As far as I know, the main difference between leaf functions and non-leaf functions is that leaf functions do not call another function, and non-leaf functions call for other functions. Therefore, leaf functions do not require things like
begin
push $ra
~ ( some random bits of code) ~
pop $ra
end
But what exactly does it mean to 'call for a function'? It seems like I only know the difference between those two as a definition, and not really understand the whole thing.
CodePudding user response:
A leaf function doesn't use jal
, or anything else that would run any code you can't see when writing that function. That's what it means to not call any other functions.
In the tree of function calls your program could or does make (more generally a call graph), it's a leaf node. It has callers but no callees. If you're looking at C source vs. asm, inlining small functions can make non-leaf C functions into asm leaf functions.

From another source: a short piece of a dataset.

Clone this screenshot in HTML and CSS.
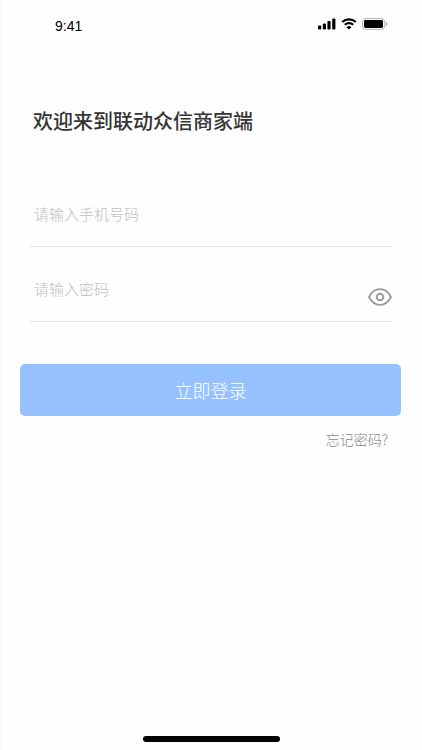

Thus it doesn't have to save / restore $ra
on the stack, it can just leave its own return address in that register and return to its own caller with jr $ra
, without having used $ra
for any other return address in the meantime. There will never be another function's stack frame below it on the callstack.
A large function might want to use a lot of registers, so it might actually save/restore $ra
, and maybe some of $s0..$s7
just to use them as scratch space. But MIPS has lots of registers, so usually leaf functions can get their work done just fine using only $t0..$t9
, $v0..1
, $a0..3
, and $at
without needing to touch stack space. Except maybe for local arrays if it needs more scratch space than registers, or space that can be indexed.
A system call doesn't really count as a call if you do it directly with syscall
so a leaf function can make a system call. (Most real-world systems are like MARS/SPIM in the fact that the kernel saves all registers around syscall
, except for the return value.)
But if you call a wrapper function like jal read
defined in libc (on a Unix system for example, not in MARS/SPIM) then that's a real function and you have to assume it follows the standard calling convention, like leaving garbage in all of the $t0..9
and $a / $v registers, as well as $ra
.
The only exception might be some private helper functions where this function knows which registers they do/don't use, so you could look at a jal helper
as just part of the implementation of this leaf function. In that case you would still have to manage $ra
, maybe saving it in $t9
or something.
Related: MIPS: relevant use for a stack pointer ($sp) and the stack for an example of a non-leaf function using stack space to save stuff across two calls to unknown functions.
BTW, MIPS doesn't have push
and pop
instructions. You normally addiu $sp, $sp, -16
or however much stack space you need, and use sw
to store into the space reserved. You wouldn't separately sub
or add
between every load and store.
And end
isn't a real thing in MIPS assembly; you need to run an instruction that jumps back to your caller such as jr $ra
. Or tailcall some other function, like j foo
or b foo
, to effectively call it with the return address being the one your caller originally passed.